Vermont doesn't mandate insurer discounts, but most carriers operating in the state offer three stackable reductions. The driver training discount applies when your teen completes an approved defensive driving course. This is separate from the 40-hour supervised driving requirement. Courses approved by the National Safety Council or AAA typically qualify, and the discount ranges from 10–20% for three years. The good student discount requires a B average or 3.0 GPA. You'll need to submit a transcript or report card, and most carriers require annual proof. The discount is typically 10–25% and remains available through age 24 if your teen is a full-time student. Parents often lose this discount mid-policy because they forget to resubmit documentation when their insurer requests it — set a calendar reminder every six months. Telematics programs (usage-based insurance) track speed, braking, cornering, and mileage through a smartphone app or plug-in device. Safe driving over 90 days can earn 15–30% discounts. For teen drivers, this is a behavioral incentive as much as a cost tool. The real-time feedback helps new drivers self-correct habits before they become claims. Combining all three discounts can reduce your teen's portion of the premium increase by 30–45%, turning a $3,200 annual increase into a $1,760–$2,240 increase.

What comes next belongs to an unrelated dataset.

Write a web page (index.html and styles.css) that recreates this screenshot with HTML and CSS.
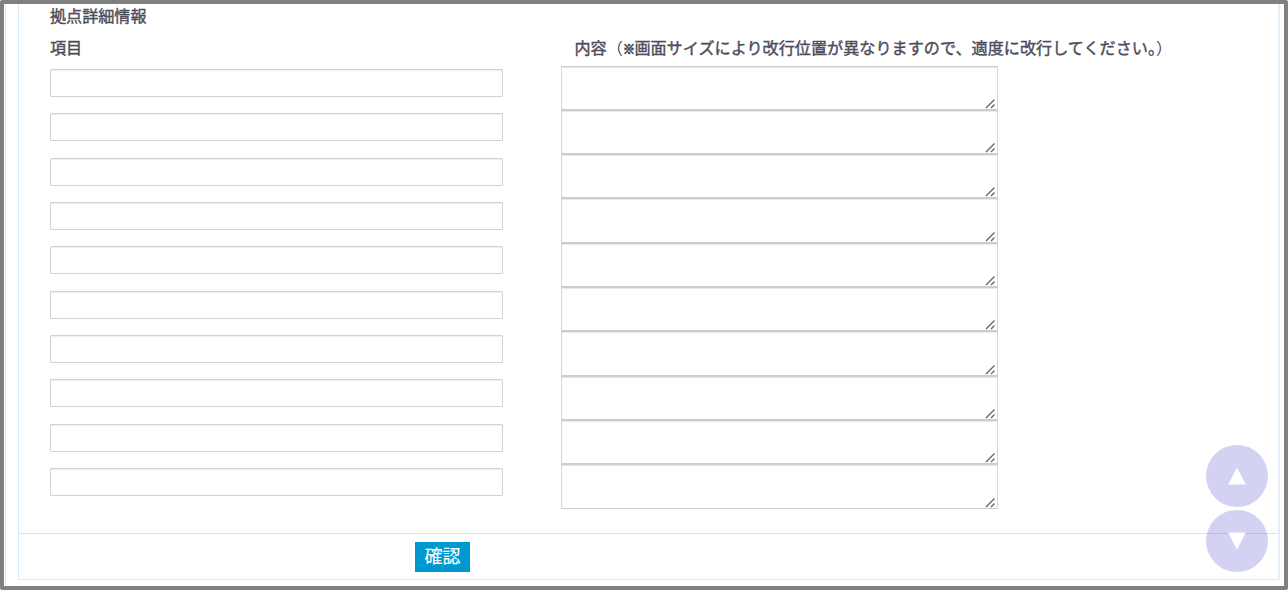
FILE: index.html
```html
<!DOCTYPE html>
<html lang="ja">
<head>
<meta charset="utf-8">
<title>拠点詳細情報</title>
<link rel="stylesheet" href="styles.css">
</head>
<body>
<div class="frame">
  <div class="page">
    <form class="panel">
      <section class="details">
        <h2 class="title">拠点詳細情報</h2>
        <div class="heads">
          <span>項目</span>
          <span class="content-head">内容<span class="light">（</span><span class="mark">※</span>画面サイズにより改行位置が異なりますので、適度に改行してください<span class="half">。<span class="light">）</span></span></span>
        </div>
        <div class="rows" id="rows"></div>
      </section>
      <div class="actions"><button class="confirm" type="button">確認</button></div>
    </form>
  </div>
  <nav class="jump">
    <a class="round"><svg width="18" height="18" viewBox="0 0 18 18"><path d="M9 0.5L17.8 17.5H0.2Z" fill="#fff"/></svg></a>
    <a class="round"><svg width="18" height="18" viewBox="0 0 18 18"><path d="M0.2 0.5H17.8L9 17.8Z" fill="#fff"/></svg></a>
  </nav>
</div>
<script src="rows.js"></script>
</body>
</html>
```
FILE: styles.css
```css
* { box-sizing: border-box; }
body {
  margin: 0;
  font-family: "Noto Sans CJK JP", sans-serif;
  color: #4c4c5a;
  background: #fff;
}
.frame {
  position: relative;
  width: 1288px;
  height: 590px;
  border: 4px solid #808080;
  border-radius: 2px;
  overflow: hidden;
}
.page {
  height: 582px;
  margin-left: 1px;
  border-left: 1px solid #d9e8f5;
  padding-left: 12px;
}
.panel {
  width: 1262px;
  height: 576px;
  border: solid #d9e9f7;
  border-width: 0 2px 1px 1px;
  border-right-color: #e3eefb;
}
.details {
  height: 530px;
  padding-left: 31px;
  border-bottom: 1px solid #cfe5f7;
}
.title, .heads {
  margin: 0;
  font-size: 16.1px;
  font-weight: 400;
  -webkit-text-stroke: 0.4px currentColor;
  line-height: 22px;
  white-space: nowrap;
}
.heads {
  display: grid;
  grid-template-columns: 524px 1fr;
  margin-top: 9px;
  line-height: 24px;
}
.content-head { letter-spacing: 0.03px; padding-left: 0.5px; }
.light { -webkit-text-stroke: 0; }
.mark {
  display: inline-block;
  width: 11.5px;
  font-size: 12px;
  -webkit-text-stroke: 0.9px currentColor;
}
.half { font-feature-settings: "halt"; }
.rows {
  display: grid;
  grid-auto-rows: 44.33px;
  padding-top: 4.5px;
}
.row {
  display: grid;
  grid-template-columns: 453px 437px;
  column-gap: 58px;
}
.item {
  width: 453px;
  height: 28px;
  margin: 3.5px 0 0;
  border: 1px solid #d2d2d2;
  border-radius: 1px;
  box-shadow: inset 0 1px 1px #eee;
  outline: 0;
}
.cell { position: relative; height: 44.33px; }
.content {
  display: block;
  width: 437px;
  height: 100%;
  resize: none;
  margin: 0;
  border: 1px solid #ccc;
  border-left-color: #d8d8d8;
  border-right-color: #d8d8d8;
  box-shadow: inset 0 1px 1px #e8e8e8;
  outline: 0;
}
.grip { position: absolute; right: 2px; bottom: 1px; }
.actions { padding: 8px 0 0 396px; }
.confirm {
  display: block;
  width: 55px;
  height: 30px;
  padding: 0 0 3px;
  border: 0;
  background: #0099cf;
  color: #fff;
  font: 400 18px/27px "Noto Sans CJK JP", sans-serif;
  -webkit-text-stroke: 0.1px #fff;
}
.jump {
  position: absolute;
  left: 1202px;
  top: 441px;
  display: grid;
  gap: 3px;
}
.round {
  display: flex;
  align-items: center;
  justify-content: center;
  width: 62px;
  height: 62px;
  border-radius: 50%;
  background: rgba(83, 75, 205, 0.25);
}
```
FILE: rows.js
```js
const rows = document.getElementById("rows");
for (let i = 0; i < 10; i++) {
  const row = document.createElement("div");
  row.className = "row";
  row.innerHTML = `<input class="item" type="text">
    <div class="cell"><textarea class="content"></textarea>
    <svg class="grip" width="11" height="11" viewBox="0 0 11 11"><path d="M1 10L9.5 1.5M6 10L9.5 6.5" stroke="#666" stroke-width="1.4"/></svg></div>`;
  rows.appendChild(row);
}
```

Adding a Teen to Your Policy vs. Standalone Coverage

Almost all Vermont families save money by adding their teen to an existing policy rather than buying standalone coverage. A standalone policy for a 16-year-old with minimum liability in Vermont typically costs $400–$650/month ($4,800–$7,800/year). Adding that same teen to a parent's policy raises the family premium by $185–$315/month ($2,200–$3,800/year). The savings come from multi-car and multi-policy discounts that apply when your teen shares your policy. If you bundle home and auto, or insure multiple vehicles, those discounts extend to your teen's coverage. Standalone policies don't qualify for those stacks. There's one scenario where standalone coverage makes sense: if your teen has a major violation (at-fault crash, DUI, reckless driving) and adding them would spike your premium so high that it affects your own rates long-term. In that case, isolating their risk on a separate policy protects your claims history. For most families, this won't apply until after the first policy term.

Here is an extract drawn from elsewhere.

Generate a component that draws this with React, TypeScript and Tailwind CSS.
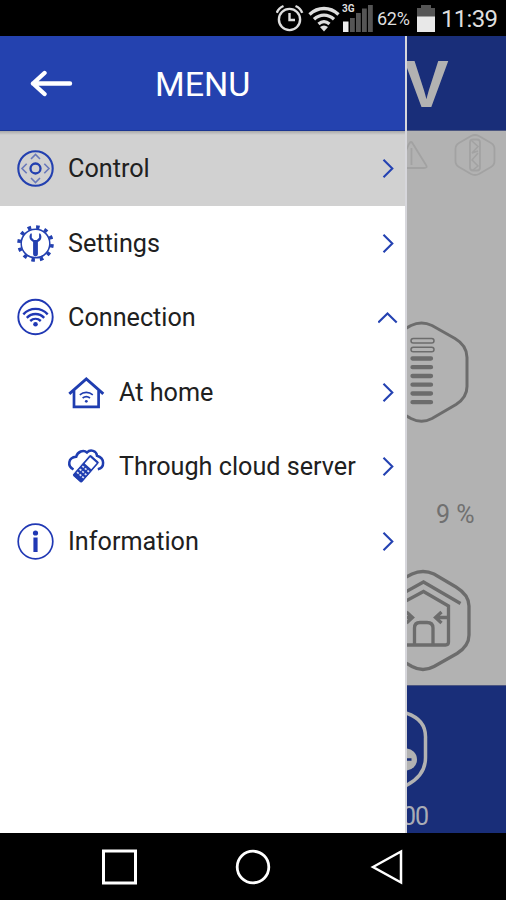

Vehicle Choice and Premium Impact in Vermont

The car your teen drives affects premiums as much as their age. Insurers assign each vehicle a rating factor based on theft rates, repair costs, safety features, and crash data. A 2015 Honda Civic costs 20–30% less to insure for a teen than a 2015 Subaru WRX, even if both are valued similarly. Safety features reduce premiums. Vehicles with automatic emergency braking, lane departure warning, and blind spot monitoring qualify for safety discounts (5–15%) with most carriers. Older vehicles without these features cost less to buy but more to insure per dollar of value. A 2008 sedan with no advanced safety tech may carry higher liability risk than a 2018 sedan with collision avoidance. If you're buying a car specifically for your teen, prioritize vehicles on the Insurance Institute for Highway Safety's Top Safety Pick list. These models not only protect your teen better in a crash — they also qualify for the deepest insurer discounts. Avoid high-performance vehicles, trucks with lift kits, and anything with a theft rate above the state average. Each of these adds 15–40% to your teen's portion of the premium.

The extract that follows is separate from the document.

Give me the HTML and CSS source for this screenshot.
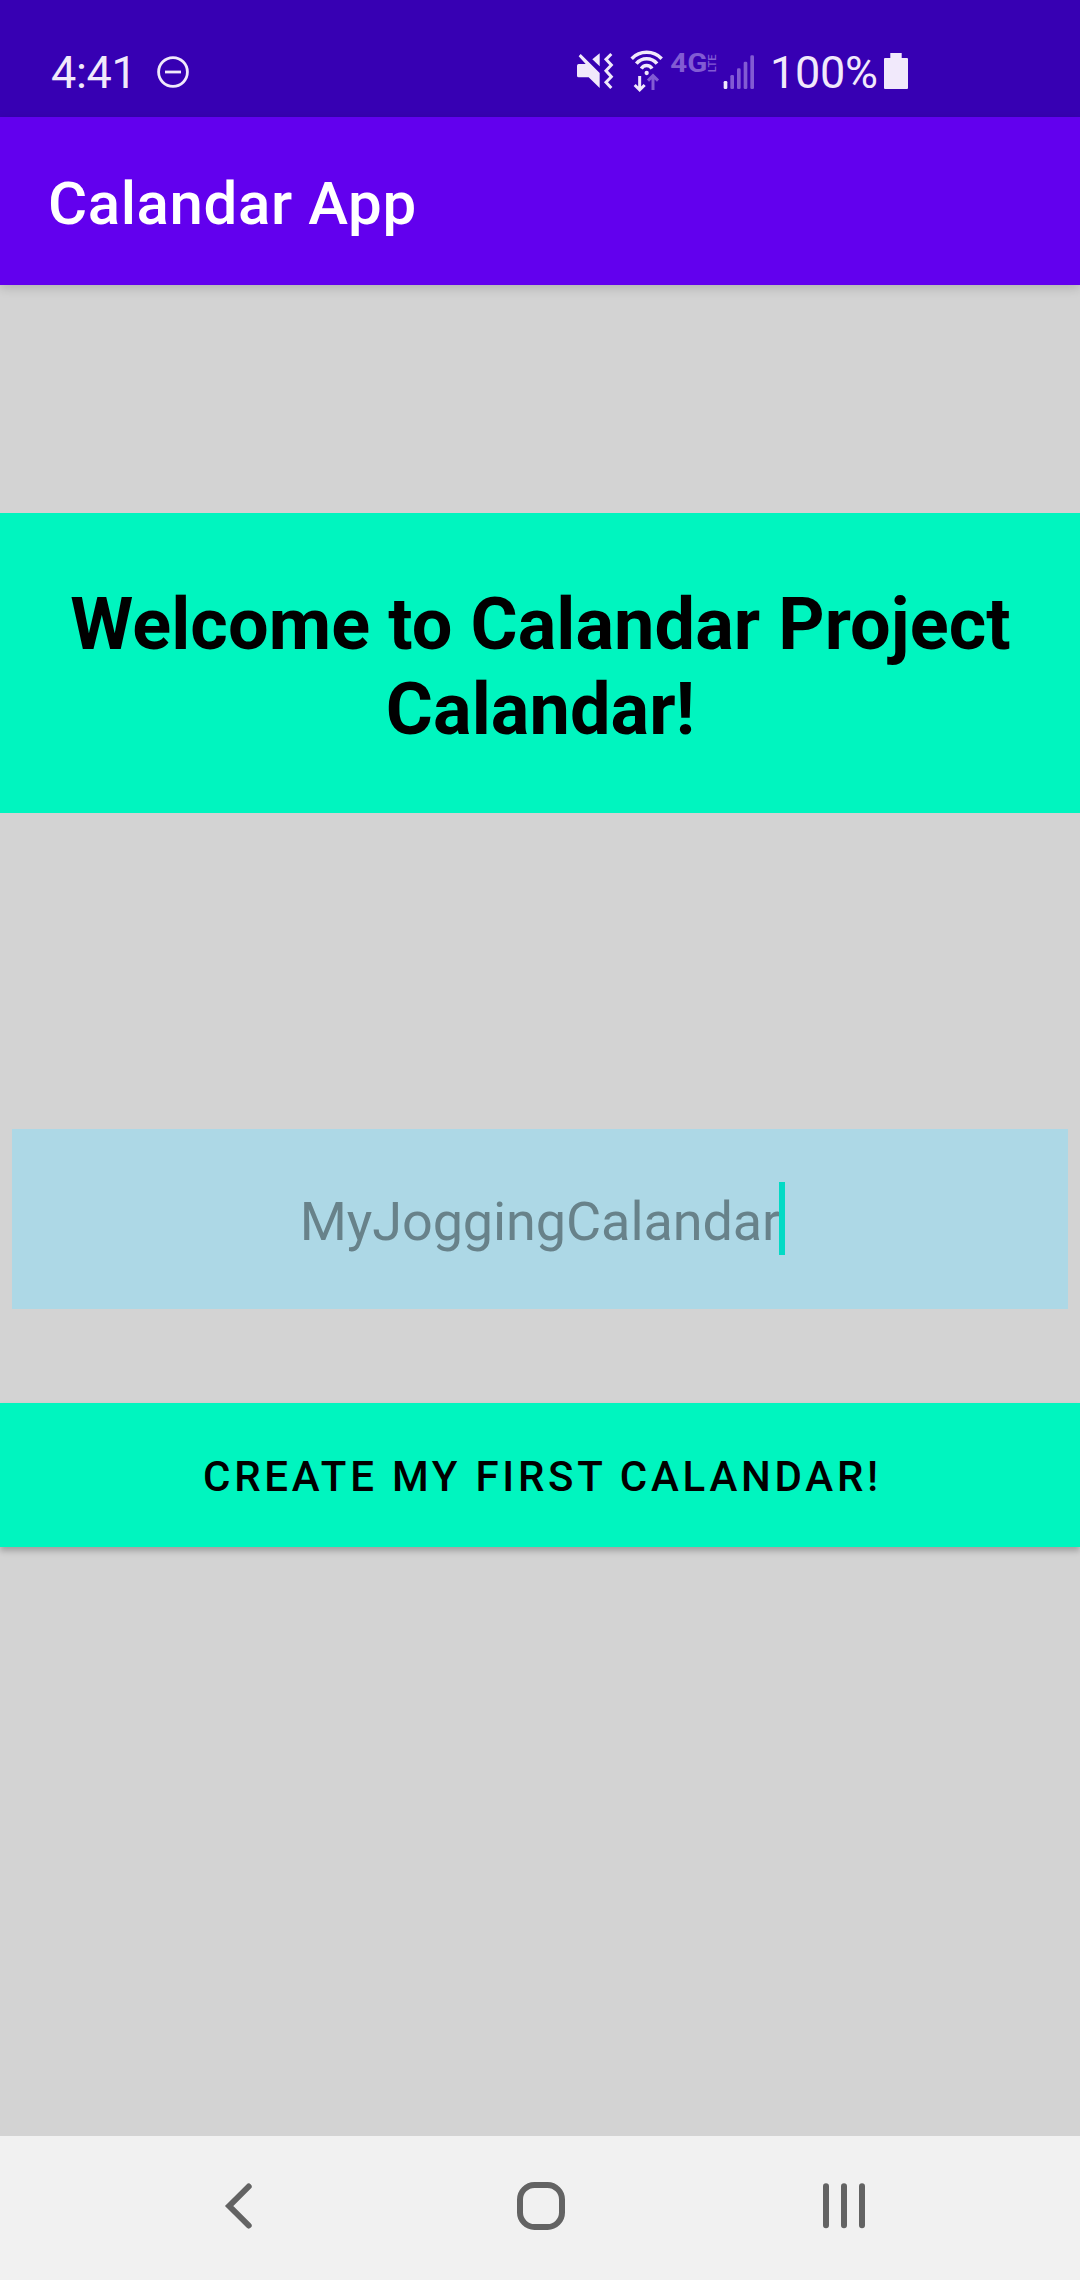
FILE: index.html
```html
<!DOCTYPE html>
<html lang="en">
<head>
<meta charset="utf-8">
<title>Calandar App</title>
<link rel="stylesheet" href="styles.css">
</head>
<body>
<div class="screen">
  <div class="status-bar">
    <span class="clock">4:41</span>
    <svg class="dnd" width="34" height="34" viewBox="0 0 34 34"><circle cx="17" cy="17" r="14.4"/><path d="M9 17H25"/></svg>
    <svg class="indicators" width="190" height="60" viewBox="0 0 570 180">
      <g class="solid">
        <path d="M21 77q0-5 5-5h21L26 49l6-7L89 99V144L56 112H26q-5 0-5-5z"/>
        <path d="M89 40V79L67 58z"/>
        <path class="line" d="M124 42L108 58L124 75L108 92L124 110L108 127L124 144"/>
        <path class="line arcs" d="M185 56A63 63 0 0 1 275 56M199 71A40 40 0 0 1 261 71M214 86A18.5 18.5 0 0 1 246 86"/>
        <circle cx="230" cy="99" r="6.5"/>
        <path class="line" d="M209 108V149M194 135L209 150L224 135"/>
        <rect x="461" y="123" width="11" height="24" rx="4"/>
      </g>
      <g class="dim">
        <path class="line" d="M249 150V109M234 122L249 107L264 122"/>
        <text class="net" x="301" y="97" textLength="111" lengthAdjust="spacingAndGlyphs">4G</text>
        <text class="lte" transform="translate(437 97) rotate(-90)" textLength="54" lengthAdjust="spacingAndGlyphs">LTE</text>
        <rect x="481" y="105" width="11" height="42" rx="4"/>
        <rect x="501" y="85" width="11" height="62" rx="4"/>
        <rect x="521" y="65" width="11" height="82" rx="4"/>
        <rect x="541" y="46" width="11" height="101" rx="4"/>
      </g>
    </svg>
    <span class="percent">100%</span>
    <svg class="battery" width="24" height="36" viewBox="0 0 24 36"><path d="M6.3 0H17.7V5H23q1 0 1 1V35q0 1-1 1H1q-1 0-1-1V6q0-1 1-1H6.3z"/></svg>
  </div>
  <header class="app-bar"><h1>Calandar App</h1></header>
  <main class="content">
    <h2 class="welcome">Welcome to Calandar Project Calandar!</h2>
    <div class="name-field"><span class="hint">MyJoggingCalandar<i class="caret"></i></span></div>
    <button class="create">CREATE MY FIRST CALANDAR!</button>
  </main>
  <nav class="nav-bar">
    <svg width="60" height="60" viewBox="0 0 60 60"><path class="stroke" d="M38.7 10.5L19.2 30L38.7 49.5"/></svg>
    <svg width="60" height="60" viewBox="0 0 60 60"><rect class="stroke" x="8" y="9" width="42" height="42" rx="14.5"/></svg>
    <svg width="60" height="60" viewBox="0 0 60 60"><path class="stroke" d="M12 10.3V49.2M30 10.3V49.2M48 10.3V49.2"/></svg>
  </nav>
</div>
</body>
</html>
```

FILE: styles.css
```css
body {
  margin: 0;
  font-family: Roboto, "Liberation Sans", sans-serif;
}

.screen {
  display: flex;
  flex-direction: column;
  width: 1080px;
  height: 2280px;
  overflow: hidden;
  background: #d3d3d3;
}

.status-bar {
  display: flex;
  align-items: flex-start;
  box-sizing: border-box;
  height: 117px;
  padding: 40px 0 0 51px;
  background: #3700b3;
  color: #f1e9fb;
}

.clock,
.percent {
  font-size: 45px;
  line-height: 66px;
}

.clock {
  width: 105px;
  letter-spacing: -0.3px;
}

.dnd {
  margin-top: 15px;
  fill: none;
  stroke: #f1e9fb;
  stroke-width: 2.8;
}

.indicators {
  margin-left: 380px;
}

.solid {
  fill: #f1e9fb;
  stroke: #f1e9fb;
}

.dim {
  fill: #825bd3;
  stroke: #825bd3;
}

.solid,
.dim {
  stroke-width: 0;
}

.line {
  fill: none;
  stroke-width: 9;
}

.arcs {
  stroke-width: 10.5;
}

.net {
  font-size: 76px;
  font-weight: 700;
}

.lte {
  font-size: 33px;
  font-weight: 500;
}

.percent {
  width: 114px;
  margin-left: 10px;
  letter-spacing: -0.3px;
}

.battery {
  margin-top: 13px;
  fill: #f1e9fb;
}

.app-bar {
  display: flex;
  align-items: center;
  box-sizing: border-box;
  height: 168px;
  padding: 4px 0 0 48px;
  background: #6200ee;
  color: #fff;
  box-shadow: 0 3px 10px rgba(0, 0, 0, 0.16);
}

h1 {
  margin: 0;
  font-size: 60px;
  font-weight: 500;
  letter-spacing: 0.6px;
}

.content {
  display: flex;
  flex: 1;
  flex-direction: column;
  padding-top: 227.67px;
}

.welcome {
  box-sizing: border-box;
  height: 300px;
  margin: 0;
  padding: 69.5px 47px 0 48px;
  background: #00f5bf;
  color: #000;
  font-size: 72px;
  font-weight: 700;
  letter-spacing: 0.1px;
  line-height: 85px;
  text-align: center;
}

.name-field {
  display: flex;
  justify-content: center;
  box-sizing: border-box;
  height: 180px;
  margin: 316.33px 12px 0;
  padding-top: 53px;
  background: #add8e6;
  color: #68828a;
  font-size: 54px;
  letter-spacing: -0.1px;
  line-height: 80px;
}

.hint {
  position: relative;
}

.caret {
  position: absolute;
  top: 0;
  left: 100%;
  width: 6px;
  height: 73px;
  margin-left: -1px;
  background: #03dac5;
}

.create {
  height: 144px;
  margin-top: 93.67px;
  padding: 3px 0 0 5px;
  border: 0;
  background: #00f5bf;
  color: #000;
  box-shadow: 0 4px 6px rgba(0, 0, 0, 0.24);
  font: 500 42px Roboto, "Liberation Sans", sans-serif;
  letter-spacing: 3.75px;
}

.nav-bar {
  display: flex;
  gap: 242px;
  box-sizing: border-box;
  height: 144px;
  padding: 40px 0 0 210px;
  background: #f1f1f1;
}

.stroke {
  fill: none;
  stroke: #636363;
  stroke-width: 6;
  stroke-linecap: round;
}
```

Filing a Claim and Rate Recovery After a Teen Accident

Vermont is an at-fault state, which means the driver responsible for a crash is liable for damages. If your teen causes an accident, your insurer pays the claim and typically raises your premium at renewal. A single at-fault claim with $5,000+ in damages increases premiums by an average of 25–40% for three years. That surcharge applies to the entire policy, not just your teen's portion. A family paying $4,500/year after adding a teen could see that rise to $5,625–$6,300/year following a claim. The surcharge persists for three to five years, depending on the carrier. Some insurers offer accident forgiveness for first-time incidents if you've been claim-free for five years, but this rarely applies to teen drivers in their first policy term. Rate recovery starts when the claim falls off your record. In Vermont, most insurers use a three-year lookback for underwriting. If your teen remains claim-free from age 17 to 20, their age-based rate reduction will accelerate faster than the accident surcharge decays, but you won't return to pre-claim rates until both factors reset. Shopping for a new carrier after the three-year mark often delivers better savings than waiting for your current insurer to lower rates.